Jake: That’s on the low end of the very unofficial prognostication that I have been a part of. If this gets Tech to Charlotte, that would be a remarkably mediocre Coastal year overall, but to paraphrase Joey on the Basketball Conference podcast, the five best ACC teams are also all likely in the Atlantic this year. So perhaps that is possible, but I would imagine it would be at least enough to get an interview, Charlotte or not.
Logan: I seriously doubt Tech wins the Coastal, not part of the question but I do just want to put that out there because I think we need to tamper expectations. My takeaway would be that Geoff Collins had his hands in too many cookie jars on the team and needed to just let his other coaches handle their jobs. Clearly we have talent (not the most talent, but we do have some) so you can’t point a finger at the students. At that point you gotta say that Geoff was doing something wrong, and based on the statements from other coaches I would say Geoff was trying to hard to be involved in all aspects of the game. The other take aways from us making a bowl game would be 1) The ACC Coastal is worse than we thought 2) Georgia Tech may not take as long to get back on its feet as the fans think 3) Coach Key needs a good job, if not with GT somebody needs to pick that guy up 4) We need a coach who cares about the program, and when I say the program I mean the students, the athletes, the alumni, the games, the campus, everything that comes along with being on GT campus.

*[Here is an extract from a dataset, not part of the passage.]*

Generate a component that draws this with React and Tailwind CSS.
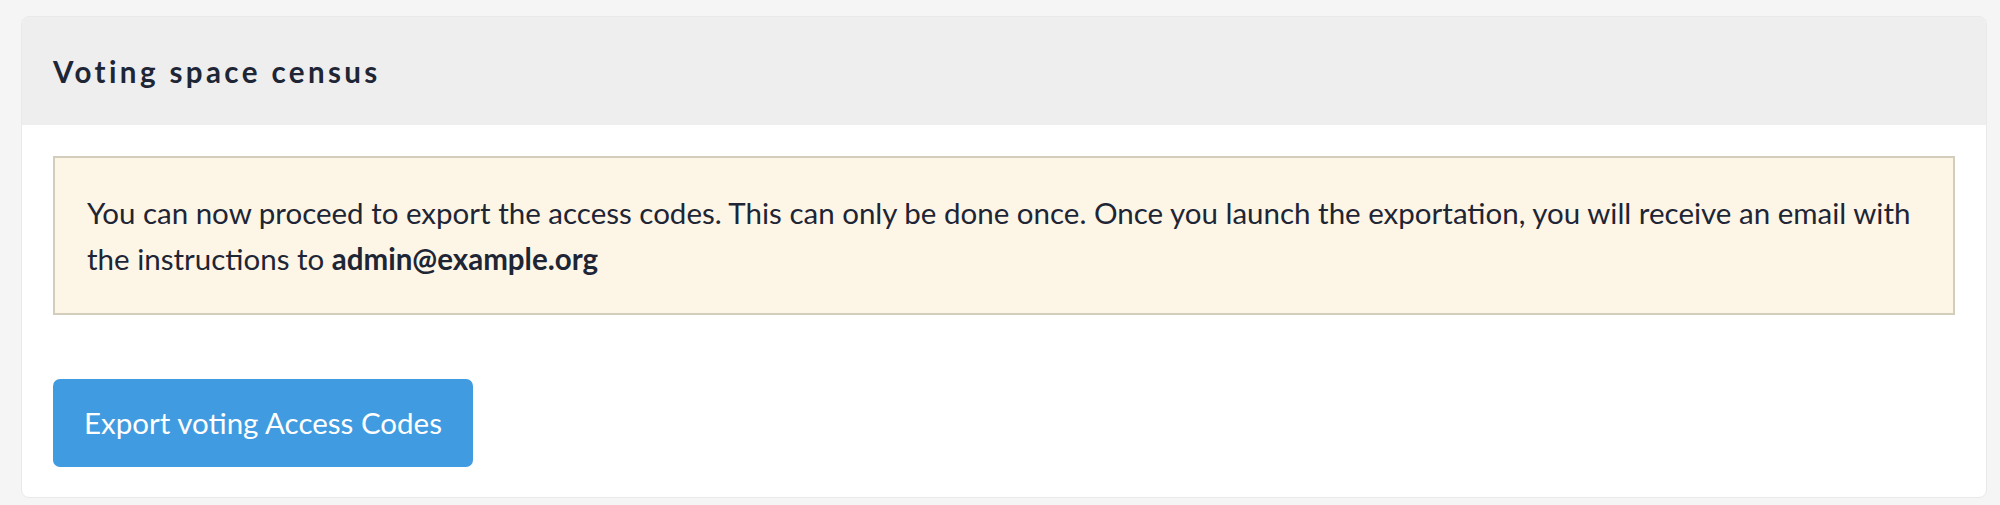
const VotingCensus = () => {
    return (
        <section className="min-h-[505px] bg-[#f5f5f5] pt-[16px] pl-[21px] font-['Lato',sans-serif] text-[#1e2535]">
            <div className="w-[1966px] rounded-[8px] bg-white border border-[#e9e9e9] overflow-hidden">
                <div className="h-[108px] flex items-center px-[31px] bg-[#eeeeee]">
                    <h2 className="text-[29.5px] font-bold tracking-[3.4px] pt-[2px]">
                        Voting space census
                    </h2>
                </div>

                <div className="px-[31px] pt-[31px] pb-[30px]">
                    <div className="border-2 border-[#d3cdbb] bg-[#fdf6e7] pl-[32px] pr-[24px] pt-[32px] pb-[31px] text-[29.5px] leading-[46px]">
                        You can now proceed to export the access codes. This can only be done once. Once you launch the exportation, you will receive an email with the instructions to <strong className="font-bold">admin@example.org</strong>
                    </div>

                    <button
                        type="button"
                        className="mt-[64px] w-[420px] h-[88px] flex items-center justify-center rounded-[7px] bg-[#409be0] text-white text-[29.5px]"
                    >
                        Export voting Access Codes
                    </button>
                </div>
            </div>
        </section>
    );
};

export default function App() {
    return <VotingCensus />;
}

Carter: If Georgia Tech wins the Coastal at 5-3 I think that will say a lot about the quality of the Coastal this year. (On a related note, I am very thankful we will be done with divisions after this year.) Again, the only automatic win condition for Key should be if he runs the table. Otherwise, you really need to take a step back and actually take a good look at all your options.
Submitted via email: Hey Guys,
Hope your week is doing good and the victory this weekend is carrying you through everything else in your life.

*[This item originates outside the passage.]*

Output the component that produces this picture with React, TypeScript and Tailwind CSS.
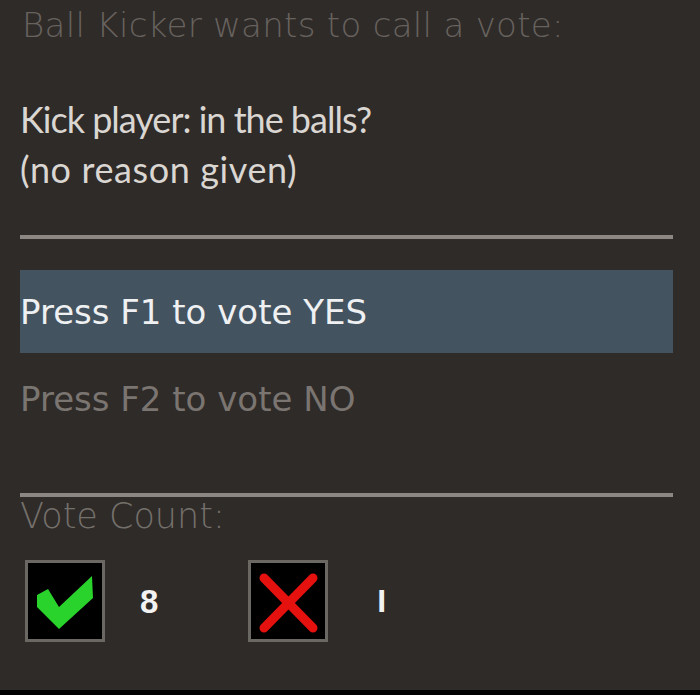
import React from 'react';

function CheckIcon() {
    return (
        <svg viewBox="0 0 74 76" className="h-full w-full">
            <polygon
                points="9,32 20,26 31,44 64,13 65,35 31,66 9,44"
                fill="#2ad32c"
            />
        </svg>
    );
}

function CrossIcon() {
    return (
        <svg viewBox="0 0 74 76" className="h-full w-full">
            <g stroke="#e5110f" strokeWidth="9" strokeLinecap="round">
                <line x1="13" y1="15" x2="62" y2="65" />
                <line x1="62" y1="15" x2="13" y2="65" />
            </g>
        </svg>
    );
}

function VoteBox({ children }: { children: React.ReactNode }) {
    return (
        <div className="h-[82px] w-[80px] border-[3px] border-[#6b6763] bg-black">
            {children}
        </div>
    );
}

export default function App() {
    return (
        <div className="flex h-[695px] w-[700px] flex-col overflow-hidden bg-[#2f2b29]">
            <div className="flex flex-1 flex-col px-[20px]">
                <p className="mt-[5px] pl-[2px] font-['DejaVu_Sans'] text-[34px] font-extralight leading-[40px] tracking-[0.3px] text-[#67625e]">
                    Ball Kicker wants to call a vote:
                </p>
                <div className="mt-[49px] font-['Lato'] text-[36px] leading-[50px] text-[#dad6d2]">
                    <p className="tracking-[-1px]">Kick player: in the balls?</p>
                    <p className="tracking-[0.6px]">(no reason given)</p>
                </div>
                <div className="mt-[41px] h-[4px] w-[653px] bg-[#8c8782]" />
                <div className="mt-[31px] flex h-[83px] w-[653px] items-center bg-[#445360]">
                    <span className="font-['DejaVu_Sans'] text-[34px] leading-none text-[#eef0f2]">
                        Press F1 to vote YES
                    </span>
                </div>
                <p className="mt-[26px] font-['DejaVu_Sans'] text-[34px] leading-[40px] text-[#7b7571]">
                    Press F2 to vote NO
                </p>
                <div className="mt-[74px] h-[4px] w-[653px] bg-[#8c8782]" />
                <p className="-mt-[1px] font-['DejaVu_Sans'] text-[35px] font-extralight leading-[40px] text-[#74706b]">
                    Vote Count:
                </p>
                <div className="mt-[24px] flex items-center">
                    <div className="ml-[5px]">
                        <VoteBox>
                            <CheckIcon />
                        </VoteBox>
                    </div>
                    <span className="ml-[35px] font-['Liberation_Sans'] text-[33px] font-bold leading-none text-[#f2f2f2]">
                        8
                    </span>
                    <div className="ml-[90px]">
                        <VoteBox>
                            <CrossIcon />
                        </VoteBox>
                    </div>
                    <span className="ml-[49px] font-['Liberation_Sans'] text-[32px] font-bold leading-none text-[#f2f2f2]">
                        I
                    </span>
                </div>
            </div>
            <div className="h-[5px] bg-black" />
        </div>
    );
}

This week I’m assuming there will be plenty of questions about the win, which is fair because it was pretty exciting and awesome. That said, I don’t want people to get too excited over one game. I think turnovers helped us plenty and there were still plenty of problems that need to be addressed. The game this weekend will likely still be a challenge, but hopefully Tech can overcome it for all those attending homecoming.
On the other side sometimes over hyping something can lead to a bigger crash in expectations down the line. On that note, my question this week is what situation in the past set up high expectations but then ended up being a big let down? It doesn’t have to be sports related, it can be about games or movies or something else in life; something you were excited for that fell far short of your expectations. Not saying GT will fall short, but I want to point out it is a possibility. Hope y’all have a good rest of your week and a happy homecoming.
Ben: Whew boy, Star Wars. Controversially, I was a big fan of The Last Jedi (still am!), so I was very excited to see The Rise of Skywalker come to theaters. I was not a big JJ Abrams fan at the time (still not!), but I was willing to give him a chance to cap off the saga that has been such a big part of my life. I can’t express in words how much I was disappointed with the film as a whole. Over the years, I have started to come to grips with it and even been able to enjoy parts of it, but that is certainly one of the biggest moments of disappointment for me.
Jack: Hank, love the question and I think it’s an incredibly wise approach to going through the rest of this season, win or lose. The easiest answer to this question that comes to mind is the new Cyberpunk game. Everyone thought it was gonna be the thing, and it was riddled with mistakes (does that sound like any particular team from 2018-2021?). It’s taken on a new life I don’t fully understand, but the initial launch was a doozy from what I picked up on.
Also as a Tech grad, managing expectations is something engrained in you as a student. The standards we came to expect from ourselves in high school immediately are challenged. You have to constantly evaluate what success means in a given context on campus. There’s tons of unnecessary red tape or flaws in the Institute that make life harder, so we quickly learn not everything is going to go the way we expect. I learned that in so many ways while I was a student, and continue to in the working/writing world.
Logan: the cyberpunk game is the easy answer. That was such a mess and the game just got revitalized by the anime on Netflix (which oddly enough I had no expectations for and the anime turned out to be awesome). A weird one would be the HR record getting broken. Don’t get me wrong, I think it’s cool and I got a lot of respect for Aaron Judge; that said I’m not sure I needed to see every at bat Judge took and it felt more like a guarantee he would get it at the end of the season than a miraculous achievement. It was cool but it didn’t have the same thrill of the HR competition between Sosa and McGuire in the 90s. Just a let down.
Jake: I will lead with I haven’t been this excited for homecoming (or, dare I say, a football game) since fall of 2018, so it has been an antsy week for me, to say the least. In the meantime, I am attempting to maintain a healthy measure on my expectations. As a Cubs fan first and foremost, even more than the 2016 World Series — I was an anxious, emotional mess for like two straight weeks — the 2015 Wild Card Game in Pittsburgh felt like playing with house money, and I think that is the most excited I have ever been for a sporting event, bar none. It wound up living up to the billing. Thinking of times where it didn’t pay off quite as much were that year’s NLCS, a 4-0 sweep by the Mets, a couple heartbreaking playoffs series finales for the Blackhawks, or the feeling of going on a vacation or to a new restaurant you’ve heard good things about and just building it up a little too much in your head so that when you get there, it is a bit of a bummer. Interestingly, the first that comes to mind is also sports related, being Fenway Park and a trip I once took to Boston.